(YOUR GOAL): Retype each line exactly. Skip images.

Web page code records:
.....

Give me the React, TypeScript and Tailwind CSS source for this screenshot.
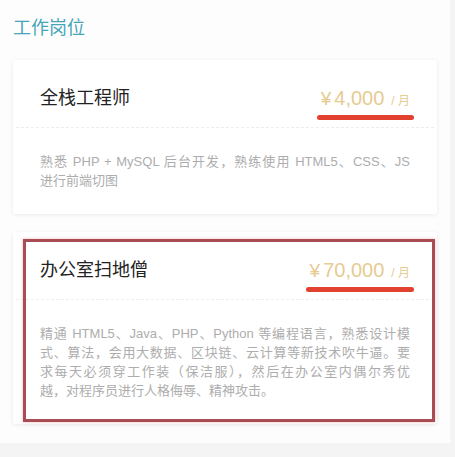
import React from 'react';

interface Job {
  title: string;
  salary: string;
  lines: string[];
  marked?: boolean;
}

const jobs: Job[] = [
  {
    title: '全栈工程师',
    salary: '4,000',
    lines: ['熟悉 PHP + MySQL 后台开发，熟练使用 HTML5、CSS、JS', '进行前端切图'],
  },
  {
    title: '办公室扫地僧',
    salary: '70,000',
    lines: [
      '精通 HTML5、Java、PHP、Python 等编程语言，熟悉设计模',
      '式、算法，会用大数据、区块链、云计算等新技术吹牛逼。要',
      '求每天必须穿工作装（保洁服），然后在办公室内偶尔秀优',
      '越，对程序员进行人格侮辱、精神攻击。',
    ],
    marked: true,
  },
];

const font = 'font-["Liberation_Sans","Noto_Sans_CJK_SC",sans-serif]';

const JobCard = ({ job }: { job: Job }) => (
  <div className="relative bg-white rounded-[3px] shadow-[0_1px_4px_rgba(0,0,0,0.08)]">
    <div className="flex justify-between items-start px-[27px] pt-[26px] h-[67px]">
      <div className="text-[18px] leading-[24px] text-[#222]">{job.title}</div>
      <div className="flex flex-col">
        <div className="flex items-baseline leading-[24px] text-[#e6cb92]">
          <span className="text-[19px]">¥</span>
          <span className="text-[20px] ml-[3px]">{job.salary}</span>
          <span className="text-[12px] ml-[7px]">/ 月</span>
        </div>
        <div className="mt-[2px] -mx-[4px] h-[5px] rounded-full bg-[#e2412f]" />
      </div>
    </div>
    <div className="mx-[3px] border-t border-dashed border-[#ededed]" />
    <div className="px-[27px] pt-[24px] pb-[24px] text-[13px] leading-[19px] text-[#adadad]">
      {job.lines.map((line, i) => (
        <div
          key={i}
          className={i < job.lines.length - 1 ? 'text-justify [text-align-last:justify]' : ''}
        >
          {line}
        </div>
      ))}
    </div>
    {job.marked && (
      <div className="absolute left-[10px] top-[7px] right-[2px] bottom-[2px] border-[3px] border-[#a94d54] shadow-[0_0_3px_rgba(230,120,130,0.5)] pointer-events-none" />
    )}
  </div>
);

export default function App() {
  return (
    <div className={`w-[455px] h-[457px] bg-[#f4f4f5] ${font}`}>
      <div className="w-[450px] h-[443px] bg-[#fdfdfd] pl-[13px] pr-[13px]">
        <div className="pt-[17px] h-[60px] text-[18px] leading-[22px] text-[#46a5b6]">工作岗位</div>
        <div className="flex flex-col gap-[18px]">
          {jobs.map((job) => (
            <JobCard key={job.title} job={job} />
          ))}
        </div>
      </div>
    </div>
  );
}
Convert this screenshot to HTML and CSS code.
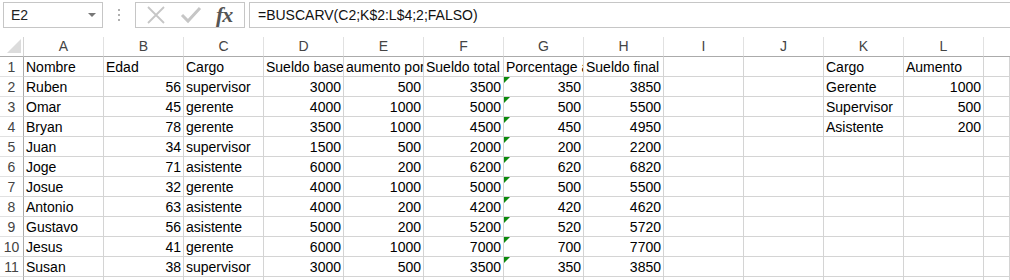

.....

(FINISHED EXERCISE):
Give me the React, TypeScript and Tailwind CSS source for this screenshot.
import React from 'react';

interface Job {
  title: string;
  salary: string;
  lines: string[];
  marked?: boolean;
}

const jobs: Job[] = [
  {
    title: '全栈工程师',
    salary: '4,000',
    lines: ['熟悉 PHP + MySQL 后台开发，熟练使用 HTML5、CSS、JS', '进行前端切图'],
  },
  {
    title: '办公室扫地僧',
    salary: '70,000',
    lines: [
      '精通 HTML5、Java、PHP、Python 等编程语言，熟悉设计模',
      '式、算法，会用大数据、区块链、云计算等新技术吹牛逼。要',
      '求每天必须穿工作装（保洁服），然后在办公室内偶尔秀优',
      '越，对程序员进行人格侮辱、精神攻击。',
    ],
    marked: true,
  },
];

const font = 'font-["Liberation_Sans","Noto_Sans_CJK_SC",sans-serif]';

const JobCard = ({ job }: { job: Job }) => (
  <div className="relative bg-white rounded-[3px] shadow-[0_1px_4px_rgba(0,0,0,0.08)]">
    <div className="flex justify-between items-start px-[27px] pt-[26px] h-[67px]">
      <div className="text-[18px] leading-[24px] text-[#222]">{job.title}</div>
      <div className="flex flex-col">
        <div className="flex items-baseline leading-[24px] text-[#e6cb92]">
          <span className="text-[19px]">¥</span>
          <span className="text-[20px] ml-[3px]">{job.salary}</span>
          <span className="text-[12px] ml-[7px]">/ 月</span>
        </div>
        <div className="mt-[2px] -mx-[4px] h-[5px] rounded-full bg-[#e2412f]" />
      </div>
    </div>
    <div className="mx-[3px] border-t border-dashed border-[#ededed]" />
    <div className="px-[27px] pt-[24px] pb-[24px] text-[13px] leading-[19px] text-[#adadad]">
      {job.lines.map((line, i) => (
        <div
          key={i}
          className={i < job.lines.length - 1 ? 'text-justify [text-align-last:justify]' : ''}
        >
          {line}
        </div>
      ))}
    </div>
    {job.marked && (
      <div className="absolute left-[10px] top-[7px] right-[2px] bottom-[2px] border-[3px] border-[#a94d54] shadow-[0_0_3px_rgba(230,120,130,0.5)] pointer-events-none" />
    )}
  </div>
);

export default function App() {
  return (
    <div className={`w-[455px] h-[457px] bg-[#f4f4f5] ${font}`}>
      <div className="w-[450px] h-[443px] bg-[#fdfdfd] pl-[13px] pr-[13px]">
        <div className="pt-[17px] h-[60px] text-[18px] leading-[22px] text-[#46a5b6]">工作岗位</div>
        <div className="flex flex-col gap-[18px]">
          {jobs.map((job) => (
            <JobCard key={job.title} job={job} />
          ))}
        </div>
      </div>
    </div>
  );
}
Convert this screenshot to HTML and CSS code.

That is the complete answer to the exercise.